**What is needed:** Scan the records below for lines with the word "this", then state how many you find and nothing else.

────

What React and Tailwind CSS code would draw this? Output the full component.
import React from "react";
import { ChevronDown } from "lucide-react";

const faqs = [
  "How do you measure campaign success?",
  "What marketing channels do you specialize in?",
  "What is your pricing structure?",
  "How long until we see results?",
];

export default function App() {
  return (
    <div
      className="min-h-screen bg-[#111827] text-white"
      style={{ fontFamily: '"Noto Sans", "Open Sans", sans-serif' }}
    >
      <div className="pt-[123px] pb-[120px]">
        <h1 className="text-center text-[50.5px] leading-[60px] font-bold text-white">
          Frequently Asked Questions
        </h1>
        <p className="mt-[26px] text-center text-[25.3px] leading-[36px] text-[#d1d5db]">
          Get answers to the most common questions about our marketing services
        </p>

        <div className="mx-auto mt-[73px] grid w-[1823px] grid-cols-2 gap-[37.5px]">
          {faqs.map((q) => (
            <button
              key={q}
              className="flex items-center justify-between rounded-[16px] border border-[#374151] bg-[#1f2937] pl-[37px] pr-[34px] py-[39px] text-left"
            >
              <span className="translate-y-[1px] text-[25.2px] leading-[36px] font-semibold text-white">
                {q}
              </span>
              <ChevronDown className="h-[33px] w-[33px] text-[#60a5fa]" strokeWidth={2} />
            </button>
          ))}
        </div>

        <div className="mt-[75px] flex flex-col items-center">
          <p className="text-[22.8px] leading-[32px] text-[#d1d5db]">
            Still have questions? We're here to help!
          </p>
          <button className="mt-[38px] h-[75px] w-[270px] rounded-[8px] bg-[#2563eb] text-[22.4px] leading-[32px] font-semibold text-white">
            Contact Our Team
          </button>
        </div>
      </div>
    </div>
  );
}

────

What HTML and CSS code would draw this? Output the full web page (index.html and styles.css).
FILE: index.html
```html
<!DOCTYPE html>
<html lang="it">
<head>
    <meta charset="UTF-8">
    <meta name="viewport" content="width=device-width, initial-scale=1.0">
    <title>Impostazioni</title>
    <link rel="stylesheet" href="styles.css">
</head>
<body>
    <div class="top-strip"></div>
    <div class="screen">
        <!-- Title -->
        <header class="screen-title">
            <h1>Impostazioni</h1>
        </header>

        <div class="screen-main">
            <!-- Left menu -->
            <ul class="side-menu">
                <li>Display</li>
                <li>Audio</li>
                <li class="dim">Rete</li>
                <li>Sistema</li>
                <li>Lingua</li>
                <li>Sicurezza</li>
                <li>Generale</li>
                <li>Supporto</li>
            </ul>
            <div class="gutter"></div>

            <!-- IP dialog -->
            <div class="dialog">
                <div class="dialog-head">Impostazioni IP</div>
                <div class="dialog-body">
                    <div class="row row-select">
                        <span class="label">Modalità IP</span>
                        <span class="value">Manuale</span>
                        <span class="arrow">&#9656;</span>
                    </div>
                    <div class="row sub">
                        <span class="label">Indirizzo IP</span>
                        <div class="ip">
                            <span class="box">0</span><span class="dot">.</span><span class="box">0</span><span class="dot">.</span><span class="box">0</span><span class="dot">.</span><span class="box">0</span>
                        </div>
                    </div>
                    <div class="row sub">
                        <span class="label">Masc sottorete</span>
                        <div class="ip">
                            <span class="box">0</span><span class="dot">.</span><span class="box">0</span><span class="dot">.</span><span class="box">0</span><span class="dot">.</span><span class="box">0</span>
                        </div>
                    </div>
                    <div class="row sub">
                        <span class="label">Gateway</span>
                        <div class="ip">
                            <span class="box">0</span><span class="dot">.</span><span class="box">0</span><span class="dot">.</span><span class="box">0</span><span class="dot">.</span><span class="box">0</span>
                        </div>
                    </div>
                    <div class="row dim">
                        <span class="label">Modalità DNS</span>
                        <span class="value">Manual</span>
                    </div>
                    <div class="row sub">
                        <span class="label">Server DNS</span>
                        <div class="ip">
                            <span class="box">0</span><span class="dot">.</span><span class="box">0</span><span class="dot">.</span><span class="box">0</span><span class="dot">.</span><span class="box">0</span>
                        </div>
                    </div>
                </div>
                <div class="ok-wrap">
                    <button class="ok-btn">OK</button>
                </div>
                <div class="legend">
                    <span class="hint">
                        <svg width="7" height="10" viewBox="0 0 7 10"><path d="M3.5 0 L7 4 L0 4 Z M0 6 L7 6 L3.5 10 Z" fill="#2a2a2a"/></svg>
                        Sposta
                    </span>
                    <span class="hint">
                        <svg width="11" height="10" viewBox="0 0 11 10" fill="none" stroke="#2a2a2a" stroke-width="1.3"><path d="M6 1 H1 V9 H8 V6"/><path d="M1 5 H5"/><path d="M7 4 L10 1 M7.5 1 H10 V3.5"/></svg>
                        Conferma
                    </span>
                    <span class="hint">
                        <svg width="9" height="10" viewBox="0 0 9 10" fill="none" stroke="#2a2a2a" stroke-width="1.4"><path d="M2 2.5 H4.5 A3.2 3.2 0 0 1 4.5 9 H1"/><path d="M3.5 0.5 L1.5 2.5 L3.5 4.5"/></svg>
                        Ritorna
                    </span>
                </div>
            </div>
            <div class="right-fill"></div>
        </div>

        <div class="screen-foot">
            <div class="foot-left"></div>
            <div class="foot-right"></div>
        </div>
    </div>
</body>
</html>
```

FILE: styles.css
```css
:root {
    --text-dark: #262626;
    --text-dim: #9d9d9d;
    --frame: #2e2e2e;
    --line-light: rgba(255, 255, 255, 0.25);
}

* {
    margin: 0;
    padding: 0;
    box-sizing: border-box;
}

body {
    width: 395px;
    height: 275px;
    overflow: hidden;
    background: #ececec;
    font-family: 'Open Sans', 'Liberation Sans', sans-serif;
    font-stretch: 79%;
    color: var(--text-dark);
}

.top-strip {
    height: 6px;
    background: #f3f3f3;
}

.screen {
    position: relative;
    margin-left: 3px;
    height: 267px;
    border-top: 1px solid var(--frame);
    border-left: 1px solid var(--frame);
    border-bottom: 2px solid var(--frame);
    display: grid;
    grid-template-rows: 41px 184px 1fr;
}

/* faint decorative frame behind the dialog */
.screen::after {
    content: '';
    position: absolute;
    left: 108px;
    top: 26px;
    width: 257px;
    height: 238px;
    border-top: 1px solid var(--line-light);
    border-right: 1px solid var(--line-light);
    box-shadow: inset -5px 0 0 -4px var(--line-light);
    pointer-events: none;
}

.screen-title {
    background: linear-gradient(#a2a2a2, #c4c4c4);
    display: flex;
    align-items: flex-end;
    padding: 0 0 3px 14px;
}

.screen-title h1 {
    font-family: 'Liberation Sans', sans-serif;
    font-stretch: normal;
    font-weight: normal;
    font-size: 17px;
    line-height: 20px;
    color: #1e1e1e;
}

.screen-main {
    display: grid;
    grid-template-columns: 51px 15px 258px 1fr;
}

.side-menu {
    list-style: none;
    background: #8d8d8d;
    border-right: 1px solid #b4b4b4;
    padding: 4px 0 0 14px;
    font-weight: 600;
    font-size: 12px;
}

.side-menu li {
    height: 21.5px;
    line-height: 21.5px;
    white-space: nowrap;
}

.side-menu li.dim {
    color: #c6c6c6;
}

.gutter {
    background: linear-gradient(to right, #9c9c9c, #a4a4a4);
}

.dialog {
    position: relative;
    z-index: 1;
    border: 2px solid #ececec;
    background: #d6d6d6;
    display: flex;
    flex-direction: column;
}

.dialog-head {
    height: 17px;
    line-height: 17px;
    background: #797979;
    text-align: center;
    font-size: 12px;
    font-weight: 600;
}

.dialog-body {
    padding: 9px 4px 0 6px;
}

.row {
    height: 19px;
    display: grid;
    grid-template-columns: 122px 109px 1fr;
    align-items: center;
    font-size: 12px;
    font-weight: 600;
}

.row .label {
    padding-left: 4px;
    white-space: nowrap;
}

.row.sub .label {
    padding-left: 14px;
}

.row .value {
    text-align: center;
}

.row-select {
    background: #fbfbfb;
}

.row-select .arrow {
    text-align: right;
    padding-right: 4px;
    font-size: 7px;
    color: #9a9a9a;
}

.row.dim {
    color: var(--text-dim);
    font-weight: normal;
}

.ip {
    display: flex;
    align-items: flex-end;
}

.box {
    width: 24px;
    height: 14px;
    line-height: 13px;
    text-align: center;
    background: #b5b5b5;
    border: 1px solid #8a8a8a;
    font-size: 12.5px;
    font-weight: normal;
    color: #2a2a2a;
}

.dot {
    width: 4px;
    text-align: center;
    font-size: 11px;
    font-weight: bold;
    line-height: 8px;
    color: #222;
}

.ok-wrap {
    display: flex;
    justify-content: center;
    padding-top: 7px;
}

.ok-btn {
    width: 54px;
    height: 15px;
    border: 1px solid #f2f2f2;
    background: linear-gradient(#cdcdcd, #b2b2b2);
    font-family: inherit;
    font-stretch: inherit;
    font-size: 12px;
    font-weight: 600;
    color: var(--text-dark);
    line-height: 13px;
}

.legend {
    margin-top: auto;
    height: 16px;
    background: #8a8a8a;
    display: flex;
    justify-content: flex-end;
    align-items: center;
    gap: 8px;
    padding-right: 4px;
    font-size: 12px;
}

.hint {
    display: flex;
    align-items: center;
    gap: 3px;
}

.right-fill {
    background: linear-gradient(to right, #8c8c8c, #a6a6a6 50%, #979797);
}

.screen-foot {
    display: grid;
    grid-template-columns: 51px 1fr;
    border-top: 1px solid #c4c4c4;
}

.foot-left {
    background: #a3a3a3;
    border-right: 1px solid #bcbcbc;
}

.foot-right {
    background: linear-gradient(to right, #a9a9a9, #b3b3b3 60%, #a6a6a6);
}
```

────

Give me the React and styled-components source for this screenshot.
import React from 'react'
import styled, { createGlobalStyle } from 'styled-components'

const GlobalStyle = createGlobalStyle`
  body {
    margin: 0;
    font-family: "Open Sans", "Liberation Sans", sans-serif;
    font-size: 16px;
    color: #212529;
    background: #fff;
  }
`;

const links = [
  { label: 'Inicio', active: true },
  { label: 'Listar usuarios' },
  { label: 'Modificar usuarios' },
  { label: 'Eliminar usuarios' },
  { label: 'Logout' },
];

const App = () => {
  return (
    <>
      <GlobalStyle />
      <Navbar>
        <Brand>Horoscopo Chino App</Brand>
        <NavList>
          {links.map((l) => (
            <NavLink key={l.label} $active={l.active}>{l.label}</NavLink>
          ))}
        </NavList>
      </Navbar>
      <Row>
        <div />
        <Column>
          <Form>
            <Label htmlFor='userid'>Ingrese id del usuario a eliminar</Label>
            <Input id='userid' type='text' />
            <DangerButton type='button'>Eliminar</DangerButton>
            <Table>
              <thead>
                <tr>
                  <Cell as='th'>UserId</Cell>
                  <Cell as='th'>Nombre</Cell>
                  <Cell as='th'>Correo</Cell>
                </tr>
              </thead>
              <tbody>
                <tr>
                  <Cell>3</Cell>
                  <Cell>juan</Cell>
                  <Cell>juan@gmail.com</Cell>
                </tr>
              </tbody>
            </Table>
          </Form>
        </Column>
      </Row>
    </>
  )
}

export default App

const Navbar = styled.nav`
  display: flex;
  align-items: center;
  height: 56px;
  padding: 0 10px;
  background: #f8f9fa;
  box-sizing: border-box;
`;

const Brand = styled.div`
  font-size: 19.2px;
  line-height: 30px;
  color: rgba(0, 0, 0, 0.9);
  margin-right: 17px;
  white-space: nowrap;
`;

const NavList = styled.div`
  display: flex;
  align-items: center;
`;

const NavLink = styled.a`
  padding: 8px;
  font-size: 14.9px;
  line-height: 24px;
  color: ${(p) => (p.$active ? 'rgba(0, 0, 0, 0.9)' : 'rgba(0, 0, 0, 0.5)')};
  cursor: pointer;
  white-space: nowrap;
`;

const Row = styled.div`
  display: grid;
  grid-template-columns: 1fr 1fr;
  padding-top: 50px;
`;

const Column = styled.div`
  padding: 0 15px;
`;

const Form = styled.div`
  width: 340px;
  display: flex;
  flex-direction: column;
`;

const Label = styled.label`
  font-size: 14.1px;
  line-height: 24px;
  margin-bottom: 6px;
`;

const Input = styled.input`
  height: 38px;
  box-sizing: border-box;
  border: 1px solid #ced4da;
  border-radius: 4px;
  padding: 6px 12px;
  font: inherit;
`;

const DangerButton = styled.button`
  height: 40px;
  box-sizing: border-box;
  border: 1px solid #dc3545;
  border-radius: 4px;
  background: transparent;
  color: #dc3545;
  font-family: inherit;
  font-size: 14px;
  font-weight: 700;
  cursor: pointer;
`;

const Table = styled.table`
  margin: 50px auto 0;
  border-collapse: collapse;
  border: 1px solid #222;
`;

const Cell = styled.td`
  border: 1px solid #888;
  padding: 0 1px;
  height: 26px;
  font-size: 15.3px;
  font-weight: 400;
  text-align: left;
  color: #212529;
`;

────

**Final result:** 3